Sir Kevan’s departure is understood to have been triggered by Rishi Sunak’s refusal to sign-off on a £15bn rescue, with the Government instead announcing £1.4bn for teacher training and pupil tuition.
Dr Kevan Collins
While the Prime Minister has insisted that more funding is “coming down the track”, ministers have only committed to holding a review into extending the school day ahead of the spending review later this year.
However, Number 10 was yesterday under mounting pressure from senior Tory MPs, Labour and teaching unions to change course, while polling published by Public First and the Centre for Policy Studies also found that 57 per cent of parents would support extending the school day by 30 minutes.
Caroline Nokes, the Conservative chair of the Commons equalities, told The Telegraph on Thursday: “I am very clear that there are significant benefits to the most disadvantaged children in having a longer school day.
“I think the loss of Kevan Collins is undoubtedly a blow for the Government. I absolutely welcome the £3bn package [the total catch up funding announced so far], but the reality is that it is not going to deliver the extended school day that their own Commission said was needed.”
Robert Halfon, the chair of the education committee, told BBC Radio’s Today programme: "Of course there are funding constraints but the Treasury announced over £16 billion extra for defence only last year, we’ve got £800 million being spent on a new research agency, £200 million being spent on a yacht.

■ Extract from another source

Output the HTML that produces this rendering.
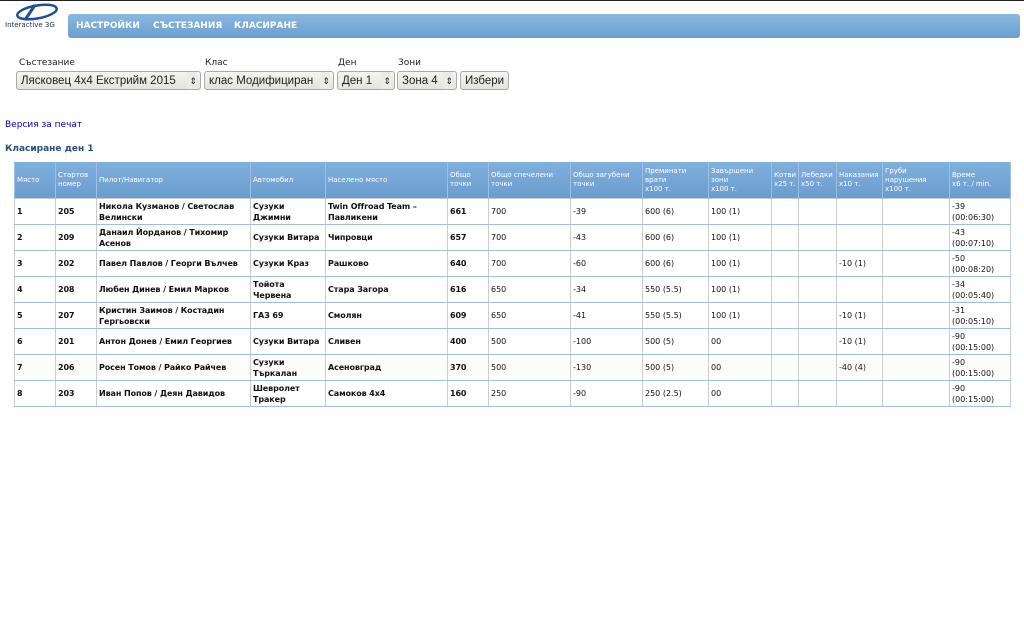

"So where there is the political will, the Treasury can find the money from the back of the sofa, and there has to be that political will because we need a long-term plan for education, a proper funding settlement."
They were joined by the Northern Research Group of Tory MPs, with a senior member last night stating: “If the Government truly believes in its levelling up agenda they need to stop nickel-and-diming northern schools. We recognise these are an expensive set of proposals but you can’t level up with a broken education system.”
While Dr Sewell has yet to comment on the controversy, a commission source told The Telegraph that the group were now “watching everything like a hawk”, adding: “The Commission’s view on education was abundantly clear in the education chapter.
“It’s fair to say that the commission did engage with Sir Kevan on a few occasions and everyone reached an accord on these proposals as the right way to do it.
“I think it is potentially all still to play for, it just depends on how much cash can be wrung out.”
However, Treasury insiders argued that the proposals currently lacked a clear evidence base, with one source questioning the public’s appetite to pay for them through higher borrowing, taxes or cuts elsewhere.
“The problem we are grappling with is that we have this relentless belief that the Left has, which is that the only way to solve anything is to spend more money,” one said. “There was no business case for how it would actually work.”
Another pointed out that the £15bn price tag, set over three years, equated to half the annual primary and pre-primary school budget or a third of that provided for secondaries.